RECORDED DATA
———

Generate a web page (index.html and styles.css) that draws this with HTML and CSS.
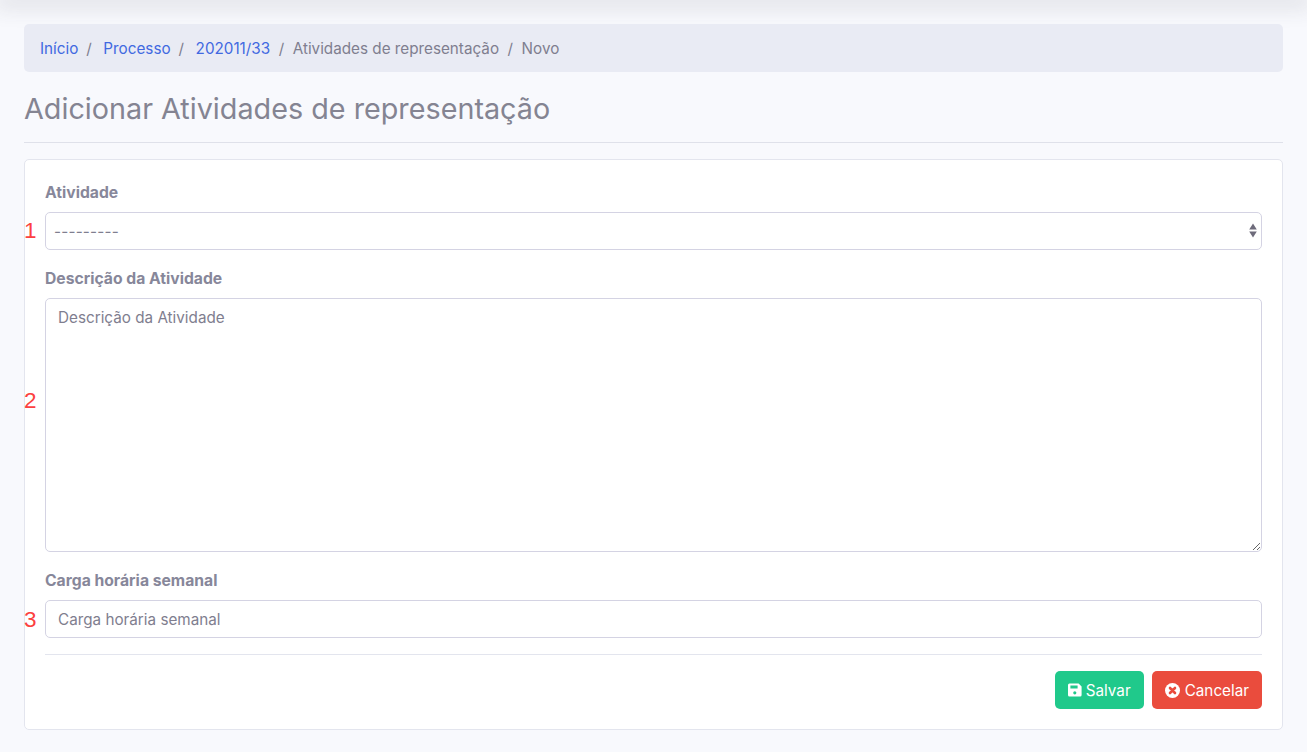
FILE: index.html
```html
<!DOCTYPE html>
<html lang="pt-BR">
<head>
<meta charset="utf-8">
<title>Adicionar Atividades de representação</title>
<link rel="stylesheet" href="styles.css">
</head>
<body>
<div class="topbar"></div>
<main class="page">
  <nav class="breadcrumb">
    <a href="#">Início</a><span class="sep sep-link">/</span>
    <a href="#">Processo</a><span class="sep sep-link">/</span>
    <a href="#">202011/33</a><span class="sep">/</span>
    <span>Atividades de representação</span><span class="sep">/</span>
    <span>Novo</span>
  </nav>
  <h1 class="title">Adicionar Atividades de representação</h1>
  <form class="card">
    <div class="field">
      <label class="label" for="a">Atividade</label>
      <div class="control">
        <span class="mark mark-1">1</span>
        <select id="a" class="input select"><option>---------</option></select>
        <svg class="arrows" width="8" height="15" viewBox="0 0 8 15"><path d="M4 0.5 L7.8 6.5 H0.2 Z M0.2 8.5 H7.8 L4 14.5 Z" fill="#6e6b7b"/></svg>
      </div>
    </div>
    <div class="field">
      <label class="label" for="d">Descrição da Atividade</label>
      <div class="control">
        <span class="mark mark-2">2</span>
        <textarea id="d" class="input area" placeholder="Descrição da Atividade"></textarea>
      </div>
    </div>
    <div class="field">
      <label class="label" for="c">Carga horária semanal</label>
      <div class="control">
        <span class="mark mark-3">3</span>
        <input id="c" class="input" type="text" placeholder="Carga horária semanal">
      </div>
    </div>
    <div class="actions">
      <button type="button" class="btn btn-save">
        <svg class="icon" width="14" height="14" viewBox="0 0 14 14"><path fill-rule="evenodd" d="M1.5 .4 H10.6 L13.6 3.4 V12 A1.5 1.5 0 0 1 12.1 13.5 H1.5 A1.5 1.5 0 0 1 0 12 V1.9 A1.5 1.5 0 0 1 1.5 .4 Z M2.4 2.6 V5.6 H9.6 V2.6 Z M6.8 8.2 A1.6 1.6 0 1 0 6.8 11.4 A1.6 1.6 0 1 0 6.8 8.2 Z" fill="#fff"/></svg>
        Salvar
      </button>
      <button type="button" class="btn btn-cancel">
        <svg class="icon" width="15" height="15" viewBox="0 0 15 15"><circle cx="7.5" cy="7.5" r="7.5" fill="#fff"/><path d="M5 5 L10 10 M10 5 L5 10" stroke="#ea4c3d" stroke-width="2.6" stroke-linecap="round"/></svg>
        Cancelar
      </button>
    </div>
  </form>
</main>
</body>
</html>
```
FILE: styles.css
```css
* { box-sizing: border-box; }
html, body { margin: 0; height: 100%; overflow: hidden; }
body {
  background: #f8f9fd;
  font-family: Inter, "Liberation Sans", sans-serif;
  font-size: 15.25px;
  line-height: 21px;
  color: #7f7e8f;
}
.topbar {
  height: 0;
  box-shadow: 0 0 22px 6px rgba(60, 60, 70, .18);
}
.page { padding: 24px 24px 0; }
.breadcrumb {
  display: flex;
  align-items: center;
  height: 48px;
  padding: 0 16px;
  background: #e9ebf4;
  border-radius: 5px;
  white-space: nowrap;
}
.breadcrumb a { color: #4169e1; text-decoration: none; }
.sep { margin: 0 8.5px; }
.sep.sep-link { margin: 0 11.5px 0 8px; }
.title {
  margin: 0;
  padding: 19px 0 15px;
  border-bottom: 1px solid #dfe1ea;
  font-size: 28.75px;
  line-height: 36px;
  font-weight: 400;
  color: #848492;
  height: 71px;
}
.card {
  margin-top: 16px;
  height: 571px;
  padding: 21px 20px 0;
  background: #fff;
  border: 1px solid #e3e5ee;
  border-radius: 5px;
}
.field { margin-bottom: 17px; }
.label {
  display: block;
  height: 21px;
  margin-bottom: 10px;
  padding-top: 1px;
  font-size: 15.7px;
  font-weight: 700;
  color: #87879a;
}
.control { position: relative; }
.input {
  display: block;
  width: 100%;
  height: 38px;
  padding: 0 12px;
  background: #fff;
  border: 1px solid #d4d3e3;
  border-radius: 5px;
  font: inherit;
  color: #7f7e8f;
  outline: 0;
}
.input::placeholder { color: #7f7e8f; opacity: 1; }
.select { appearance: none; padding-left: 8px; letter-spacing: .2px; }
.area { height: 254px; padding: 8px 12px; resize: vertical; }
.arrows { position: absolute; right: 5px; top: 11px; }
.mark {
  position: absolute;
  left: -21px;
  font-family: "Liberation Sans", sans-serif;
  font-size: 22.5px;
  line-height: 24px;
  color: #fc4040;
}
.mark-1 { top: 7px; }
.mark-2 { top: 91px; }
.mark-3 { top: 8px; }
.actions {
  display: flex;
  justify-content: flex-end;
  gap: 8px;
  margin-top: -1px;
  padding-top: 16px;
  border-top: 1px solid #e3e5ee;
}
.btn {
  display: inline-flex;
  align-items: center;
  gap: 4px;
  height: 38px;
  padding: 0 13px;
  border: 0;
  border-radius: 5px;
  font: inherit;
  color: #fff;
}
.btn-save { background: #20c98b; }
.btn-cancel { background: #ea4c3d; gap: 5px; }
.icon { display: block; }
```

———

TASK
Repeat the material above in full and exactly, omitting the pictures.

WRITTEN ANSWER
Generate a web page (index.html and styles.css) that draws this with HTML and CSS.
FILE: index.html
```html
<!DOCTYPE html>
<html lang="pt-BR">
<head>
<meta charset="utf-8">
<title>Adicionar Atividades de representação</title>
<link rel="stylesheet" href="styles.css">
</head>
<body>
<div class="topbar"></div>
<main class="page">
  <nav class="breadcrumb">
    <a href="#">Início</a><span class="sep sep-link">/</span>
    <a href="#">Processo</a><span class="sep sep-link">/</span>
    <a href="#">202011/33</a><span class="sep">/</span>
    <span>Atividades de representação</span><span class="sep">/</span>
    <span>Novo</span>
  </nav>
  <h1 class="title">Adicionar Atividades de representação</h1>
  <form class="card">
    <div class="field">
      <label class="label" for="a">Atividade</label>
      <div class="control">
        <span class="mark mark-1">1</span>
        <select id="a" class="input select"><option>---------</option></select>
        <svg class="arrows" width="8" height="15" viewBox="0 0 8 15"><path d="M4 0.5 L7.8 6.5 H0.2 Z M0.2 8.5 H7.8 L4 14.5 Z" fill="#6e6b7b"/></svg>
      </div>
    </div>
    <div class="field">
      <label class="label" for="d">Descrição da Atividade</label>
      <div class="control">
        <span class="mark mark-2">2</span>
        <textarea id="d" class="input area" placeholder="Descrição da Atividade"></textarea>
      </div>
    </div>
    <div class="field">
      <label class="label" for="c">Carga horária semanal</label>
      <div class="control">
        <span class="mark mark-3">3</span>
        <input id="c" class="input" type="text" placeholder="Carga horária semanal">
      </div>
    </div>
    <div class="actions">
      <button type="button" class="btn btn-save">
        <svg class="icon" width="14" height="14" viewBox="0 0 14 14"><path fill-rule="evenodd" d="M1.5 .4 H10.6 L13.6 3.4 V12 A1.5 1.5 0 0 1 12.1 13.5 H1.5 A1.5 1.5 0 0 1 0 12 V1.9 A1.5 1.5 0 0 1 1.5 .4 Z M2.4 2.6 V5.6 H9.6 V2.6 Z M6.8 8.2 A1.6 1.6 0 1 0 6.8 11.4 A1.6 1.6 0 1 0 6.8 8.2 Z" fill="#fff"/></svg>
        Salvar
      </button>
      <button type="button" class="btn btn-cancel">
        <svg class="icon" width="15" height="15" viewBox="0 0 15 15"><circle cx="7.5" cy="7.5" r="7.5" fill="#fff"/><path d="M5 5 L10 10 M10 5 L5 10" stroke="#ea4c3d" stroke-width="2.6" stroke-linecap="round"/></svg>
        Cancelar
      </button>
    </div>
  </form>
</main>
</body>
</html>
```
FILE: styles.css
```css
* { box-sizing: border-box; }
html, body { margin: 0; height: 100%; overflow: hidden; }
body {
  background: #f8f9fd;
  font-family: Inter, "Liberation Sans", sans-serif;
  font-size: 15.25px;
  line-height: 21px;
  color: #7f7e8f;
}
.topbar {
  height: 0;
  box-shadow: 0 0 22px 6px rgba(60, 60, 70, .18);
}
.page { padding: 24px 24px 0; }
.breadcrumb {
  display: flex;
  align-items: center;
  height: 48px;
  padding: 0 16px;
  background: #e9ebf4;
  border-radius: 5px;
  white-space: nowrap;
}
.breadcrumb a { color: #4169e1; text-decoration: none; }
.sep { margin: 0 8.5px; }
.sep.sep-link { margin: 0 11.5px 0 8px; }
.title {
  margin: 0;
  padding: 19px 0 15px;
  border-bottom: 1px solid #dfe1ea;
  font-size: 28.75px;
  line-height: 36px;
  font-weight: 400;
  color: #848492;
  height: 71px;
}
.card {
  margin-top: 16px;
  height: 571px;
  padding: 21px 20px 0;
  background: #fff;
  border: 1px solid #e3e5ee;
  border-radius: 5px;
}
.field { margin-bottom: 17px; }
.label {
  display: block;
  height: 21px;
  margin-bottom: 10px;
  padding-top: 1px;
  font-size: 15.7px;
  font-weight: 700;
  color: #87879a;
}
.control { position: relative; }
.input {
  display: block;
  width: 100%;
  height: 38px;
  padding: 0 12px;
  background: #fff;
  border: 1px solid #d4d3e3;
  border-radius: 5px;
  font: inherit;
  color: #7f7e8f;
  outline: 0;
}
.input::placeholder { color: #7f7e8f; opacity: 1; }
.select { appearance: none; padding-left: 8px; letter-spacing: .2px; }
.area { height: 254px; padding: 8px 12px; resize: vertical; }
.arrows { position: absolute; right: 5px; top: 11px; }
.mark {
  position: absolute;
  left: -21px;
  font-family: "Liberation Sans", sans-serif;
  font-size: 22.5px;
  line-height: 24px;
  color: #fc4040;
}
.mark-1 { top: 7px; }
.mark-2 { top: 91px; }
.mark-3 { top: 8px; }
.actions {
  display: flex;
  justify-content: flex-end;
  gap: 8px;
  margin-top: -1px;
  padding-top: 16px;
  border-top: 1px solid #e3e5ee;
}
.btn {
  display: inline-flex;
  align-items: center;
  gap: 4px;
  height: 38px;
  padding: 0 13px;
  border: 0;
  border-radius: 5px;
  font: inherit;
  color: #fff;
}
.btn-save { background: #20c98b; }
.btn-cancel { background: #ea4c3d; gap: 5px; }
.icon { display: block; }
```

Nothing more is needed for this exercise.